An average of 200 local workers have been excavating salt six days a week since September 2014 to fulfill the contracts Cargill Deicing Technology negotiated with New York State over the summer.
“Bidding demand was strong in anticipation of a bad winter and because little was left over from the previous winter,” Mark Klein, a company spokesman, said. “We have been working extra hours since September to match supply with demand.”
New York State ordered more than 1.1 million tons of road salt from Cargill last summer, in preparation for this year—an 80-percent increase over last season. The contracts are worth roughly $67 million, according to the state, up from a little less than $41 million the year prior. The price of salt has risen nationwide, in part, due to greater demand and stockpile shortages after last year’s snowfall, according to Heather Groll, communications director at the Office of General Services, which handles the contracts.
Cargill supplies both the town and city of Ithaca. The latter might have to cut overtime hours for projects like summer asphalt repair, Ray Benjamin, assistant superintendent for the city’s public works department, said, based on the amount of money being directed to road salt.

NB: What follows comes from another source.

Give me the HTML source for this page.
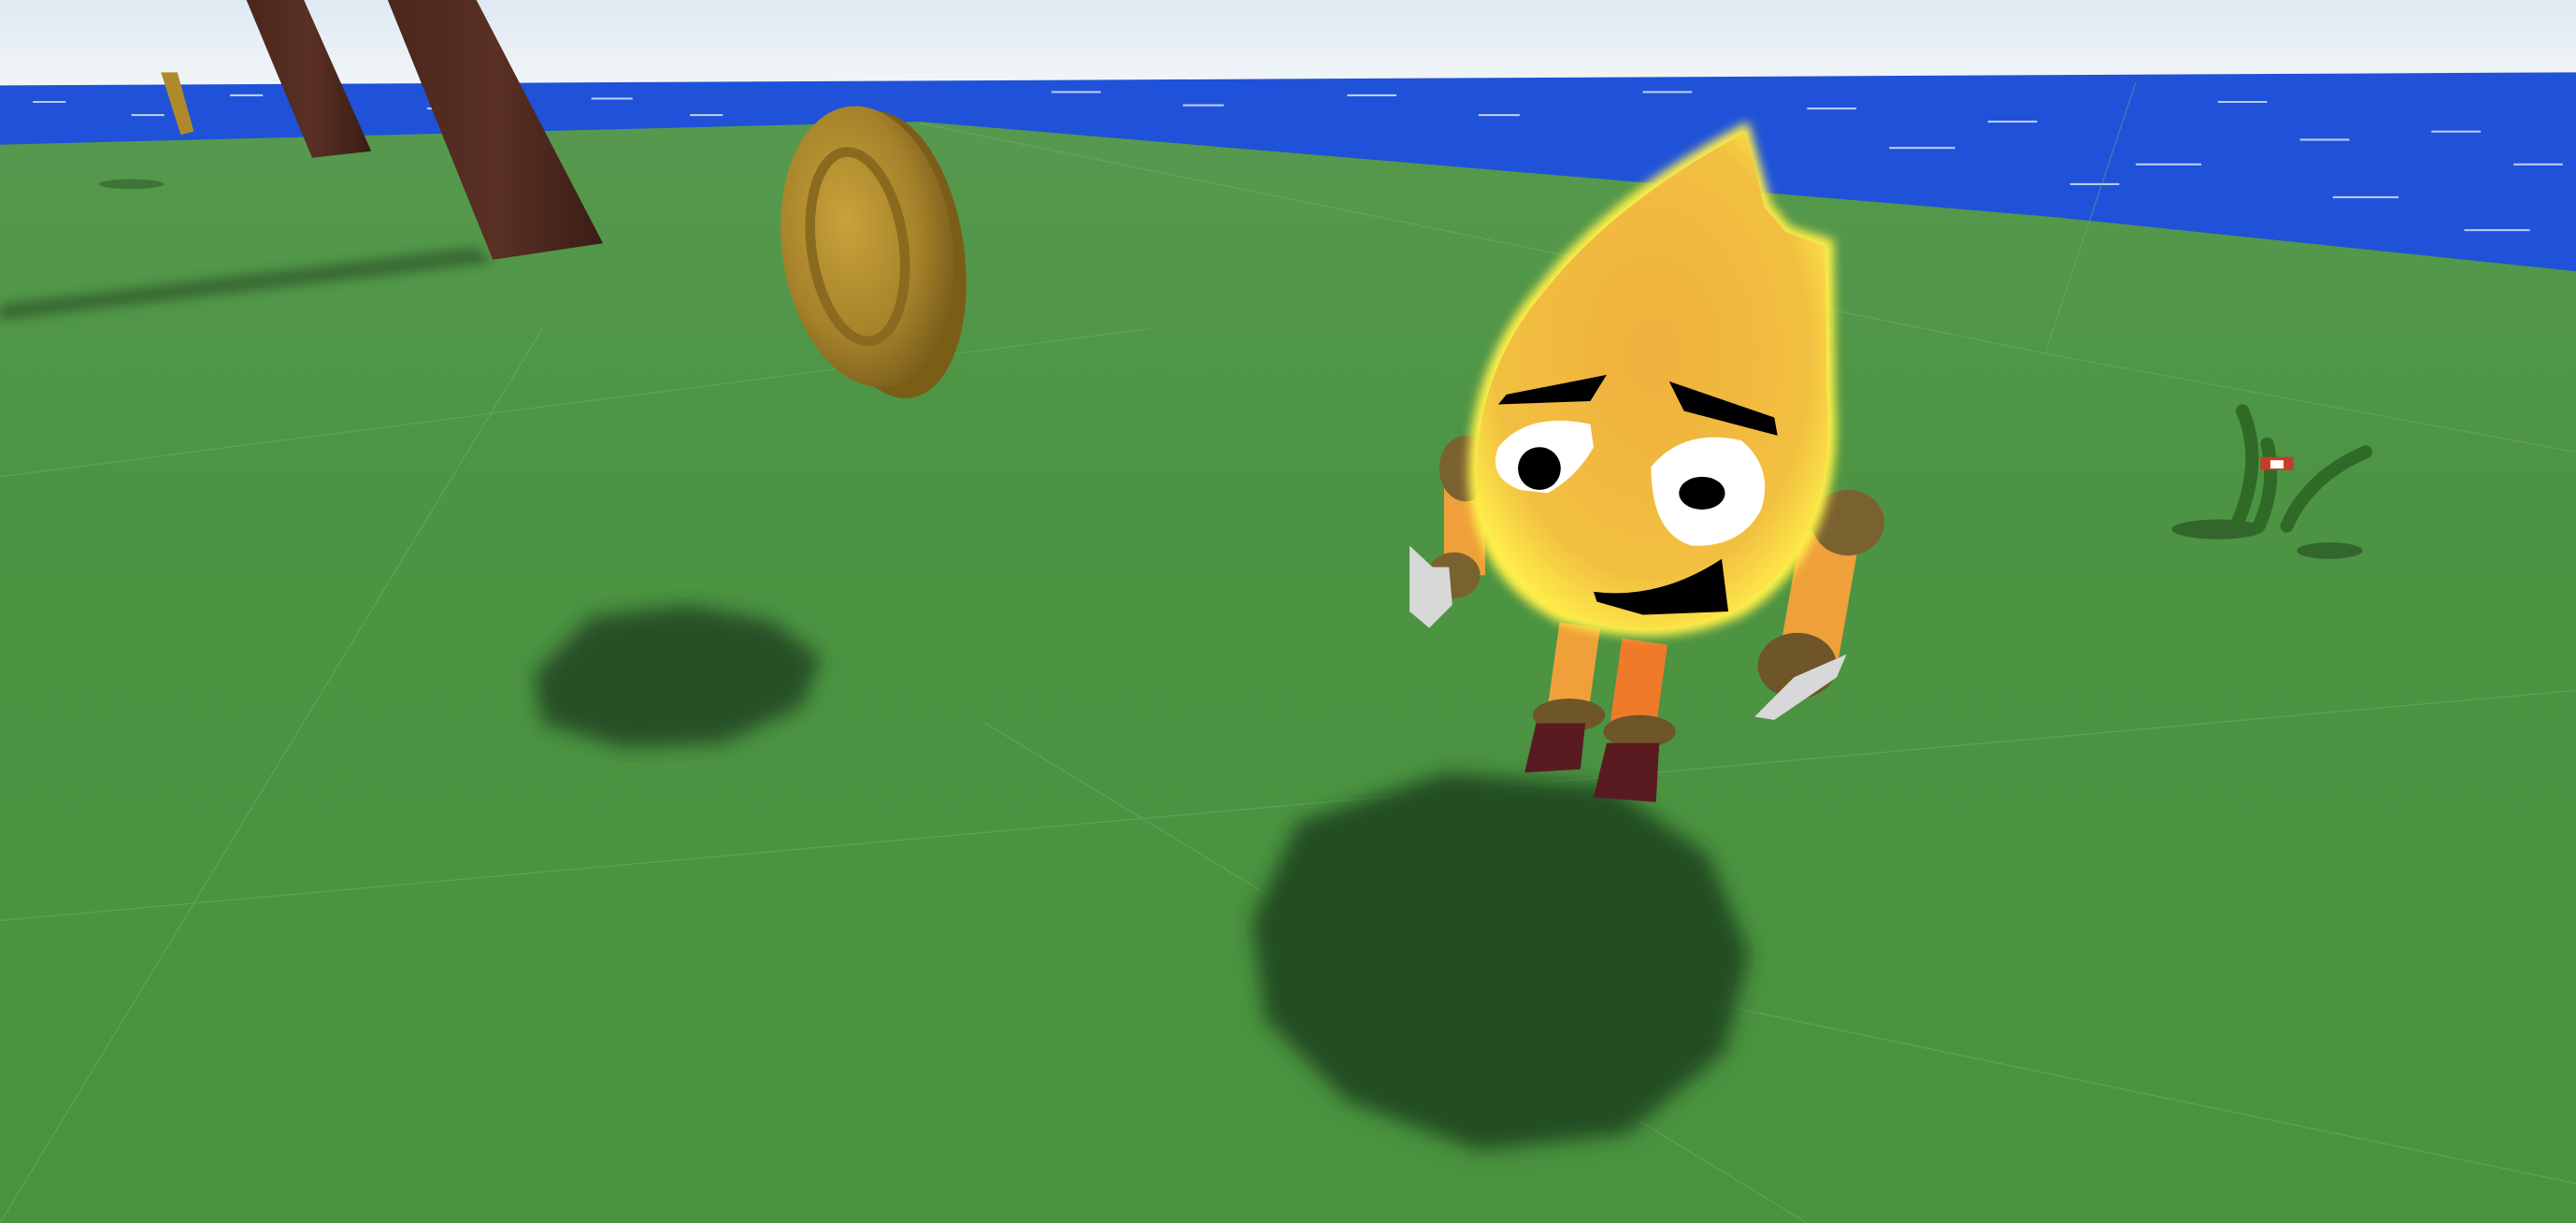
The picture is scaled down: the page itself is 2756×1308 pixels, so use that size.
<!DOCTYPE html>
<html><head><meta charset="utf-8"><style>
html,body{margin:0;padding:0;width:2756px;height:1308px;overflow:hidden;background:#4e9a45}
svg{display:block}
</style></head><body>
<svg width="2756" height="1308" viewBox="0 0 1568 744" preserveAspectRatio="none" xmlns="http://www.w3.org/2000/svg">
<defs>
<linearGradient id="sky" x1="0" y1="0" x2="0" y2="1"><stop offset="0" stop-color="#dfe9f2"/><stop offset="1" stop-color="#f4f7f9"/></linearGradient>
<linearGradient id="gr" x1="0" y1="0" x2="0" y2="1"><stop offset="0" stop-color="#5a9a52"/><stop offset="0.4" stop-color="#4c9443"/><stop offset="1" stop-color="#4a923f"/></linearGradient>
<radialGradient id="coin" cx="0.4" cy="0.4" r="0.7"><stop offset="0" stop-color="#c9a23a"/><stop offset="0.6" stop-color="#a5822a"/><stop offset="1" stop-color="#6e5418"/></radialGradient>
<radialGradient id="head" cx="0.5" cy="0.45" r="0.6"><stop offset="0" stop-color="#efb03e"/><stop offset="0.75" stop-color="#f2c040"/><stop offset="1" stop-color="#fff04a"/></radialGradient>
<linearGradient id="trunk" x1="0" y1="0" x2="1" y2="0"><stop offset="0" stop-color="#4a261c"/><stop offset="0.5" stop-color="#5a3024"/><stop offset="1" stop-color="#3a1d15"/></linearGradient>
<filter id="blur"><feGaussianBlur stdDeviation="6"/></filter>
<filter id="glow"><feGaussianBlur stdDeviation="3"/></filter>
</defs>
<rect width="1568" height="744" fill="url(#gr)"/>
<rect width="1568" height="60" fill="url(#sky)"/>
<polygon points="0,52 1568,44 1568,165 1250,132 560,74 0,88" fill="#1f52d8"/>
<g stroke="#dfe8ff" stroke-width="1.2" opacity="0.8">
<line x1="20" y1="62" x2="40" y2="62"/><line x1="80" y1="70" x2="100" y2="70"/><line x1="140" y1="58" x2="160" y2="58"/><line x1="260" y1="66" x2="280" y2="66"/><line x1="360" y1="60" x2="385" y2="60"/><line x1="420" y1="70" x2="440" y2="70"/><line x1="640" y1="56" x2="670" y2="56"/><line x1="720" y1="64" x2="745" y2="64"/><line x1="820" y1="58" x2="850" y2="58"/><line x1="900" y1="70" x2="925" y2="70"/><line x1="1000" y1="56" x2="1030" y2="56"/><line x1="1100" y1="66" x2="1130" y2="66"/><line x1="1150" y1="90" x2="1190" y2="90"/><line x1="1210" y1="74" x2="1240" y2="74"/><line x1="1300" y1="100" x2="1340" y2="100"/><line x1="1350" y1="62" x2="1380" y2="62"/><line x1="1420" y1="120" x2="1460" y2="120"/><line x1="1480" y1="80" x2="1510" y2="80"/><line x1="1500" y1="140" x2="1540" y2="140"/><line x1="1530" y1="100" x2="1560" y2="100"/><line x1="1400" y1="85" x2="1430" y2="85"/><line x1="1260" y1="112" x2="1290" y2="112"/>
</g>
<g stroke="#7cb874" stroke-width="0.7" opacity="0.4" fill="none">
<line x1="560" y1="75" x2="1245" y2="215"/><line x1="1245" y1="215" x2="1300" y2="50"/><line x1="1245" y1="215" x2="1568" y2="275"/>
<line x1="0" y1="290" x2="700" y2="200"/><line x1="0" y1="560" x2="1568" y2="420"/><line x1="600" y1="440" x2="1100" y2="744"/><line x1="330" y1="200" x2="0" y2="744"/><line x1="800" y1="560" x2="1568" y2="720"/>
</g>
<ellipse cx="80" cy="112" rx="20" ry="3" fill="#2e5e2a" opacity="0.6"/>
<polygon points="0,185 0,195 300,160 290,150" fill="#2f5a2a" opacity="0.7" filter="url(#glow)"/>
<polygon points="150,0 185,0 226,92 190,96" fill="url(#trunk)"/>
<polygon points="236,0 290,0 367,148 300,158" fill="url(#trunk)"/>
<polygon points="98,44 108,44 118,80 110,82" fill="#b08a2a"/>
<path d="M360,375 L420,368 L470,378 L500,400 L488,430 L440,452 L380,455 L330,440 L325,410 Z" fill="#254f25" filter="url(#blur)"/>
<path d="M790,500 L880,470 L980,478 L1040,520 L1065,580 L1050,640 L990,690 L900,700 L820,670 L770,620 L762,560 Z" fill="#244e24" filter="url(#blur)"/>
<ellipse cx="1350" cy="322" rx="28" ry="6" fill="#2c5a28" opacity="0.8"/>
<ellipse cx="1418" cy="335" rx="20" ry="5" fill="#2c5a28" opacity="0.8"/>
<ellipse cx="542" cy="155" rx="45" ry="88" fill="#7a5e18" transform="rotate(-8 542 155)"/>
<ellipse cx="528" cy="150" rx="52" ry="86" fill="url(#coin)" transform="rotate(-8 528 150)"/>
<ellipse cx="522" cy="150" rx="28" ry="58" fill="none" stroke="#8a6a1e" stroke-width="6" transform="rotate(-8 522 150)"/>
<g stroke="#2f6a27" stroke-width="8" fill="none" stroke-linecap="round">
<path d="M1365,250 Q1378,280 1362,318"/><path d="M1380,270 Q1386,295 1375,320"/><path d="M1440,275 Q1405,290 1392,320"/>
</g>
<rect x="1376" y="278" width="20" height="8" fill="#c83a2a"/><rect x="1382" y="280" width="8" height="5" fill="#fff"/>
<rect x="879" y="290" width="25" height="60" fill="#f0a03a"/>
<ellipse cx="892" cy="285" rx="16" ry="20" fill="#7a6230"/>
<ellipse cx="885" cy="350" rx="16" ry="14" fill="#7a6230"/>
<path d="M858,332 L872,345 L882,345 L884,368 L870,382 L858,372 Z" fill="#d8d8d8"/>
<rect x="1090" y="325" width="36" height="80" fill="#f0a03a" transform="rotate(10 1110 360)"/>
<ellipse cx="1125" cy="318" rx="22" ry="20" fill="#7a6230"/>
<ellipse cx="1094" cy="405" rx="24" ry="20" fill="#6e5628"/>
<path d="M1068,436 L1092,412 L1124,398 L1118,412 L1080,438 Z" fill="#d8d8d8"/>
<rect x="945" y="380" width="25" height="62" fill="#f0a03a" transform="rotate(8 957 410)"/>
<rect x="983" y="390" width="28" height="60" fill="#ee7a2a" transform="rotate(8 997 420)"/>
<ellipse cx="955" cy="435" rx="22" ry="10" fill="#6e5628"/>
<ellipse cx="998" cy="445" rx="22" ry="10" fill="#6e5628"/>
<path d="M935,440 L965,440 L962,468 L928,470 Z" fill="#5a1a22"/>
<path d="M978,452 L1010,452 L1008,488 L970,485 Z" fill="#5a1a22"/>
<path d="M1064,74 L1078,124 L1090,138 L1116,146 L1117,240 Q1124,334 1062,374 Q1010,398 948,378 Q891,348 894,280 Q897,218 938,172 Q980,118 1064,74 Z" fill="#fff04a" filter="url(#glow)"/>
<path d="M1063,80 L1074,126 L1087,141 L1111,150 L1112,240 Q1119,330 1059,369 Q1010,393 950,373 Q897,344 899,280 Q902,221 941,176 Q982,124 1063,80 Z" fill="url(#head)"/>
<path d="M917,240 L978,228 L968,244 L912,246 Z" fill="#000"/>
<path d="M1016,232 L1080,254 L1082,265 L1025,250 Z" fill="#000"/>
<path d="M912,272 Q930,250 968,258 L970,272 Q960,290 942,300 L925,298 Q905,290 912,272 Z" fill="#fff"/>
<circle cx="937" cy="285" r="13" fill="#000"/>
<path d="M1005,284 Q1025,260 1060,268 Q1080,285 1072,310 Q1060,333 1030,332 Q1005,325 1005,284 Z" fill="#fff"/>
<ellipse cx="1036" cy="300" rx="14" ry="10" fill="#000"/>
<path d="M970,360 Q1010,365 1048,340 L1052,372 L1000,374 L972,366 Z" fill="#000"/>
</svg>
</body></html>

“Each of the past two years we’ve probably had a 25 to 30 percent increase in demand for salt,” Sean Wilcynski, manager of the Lansing mine, said. “So, really over a couple of years ago, like 50 percent up.”
As of March 2, it snowed in Ithaca on 46 of 61 days since the start of 2015, according to data from the Northeast Regional Climate Center. The town of Ithaca called its snowplow drivers, who lay road salt, in to work overtime hours on 30 of those days—straining the supply.
“We thought the extra 40 percent we ordered would have gotten us through,” Jim Weber, the town’s Highway Superintendent, said. “But, nobody would have expected Mother Nature to present what she did.”
On average, the town has historically used about 2,200 tons per year. Thanks, in part, to extra money from the town board’s reserve fund, Weber was able to purchase 3,200 tons for the 2014-2015 winter season. At the end of February, only about 300 tons remained, and it is going fast. On a snowy weekend, the town might use 75 tons of Cargill’s salt per day, Weber said.
“They’re trying to produce nonstop to keep up with the demand,” Weber said. “Their mine is 2,700 feet down. They have a lot of costs to extract that material and get it on to the service. Are they making a profit? Probably. But, that’s what businesses are supposed to do.”
The demand has been tough for all the salt suppliers in New York State, Wilcynski said. But, the strain of this season is preferable to mild winters. Cargill was forced to lay off 50 workers in 2012 due to weather that yielded less than half of the company’s annual sales.
“Even we’re tired,” he said. “Although it’s much better than laying people off, there’s only so long you can sustain an extended schedule with people getting tired. But, we’ll take the extended schedule over the layoffs. That’s for sure.”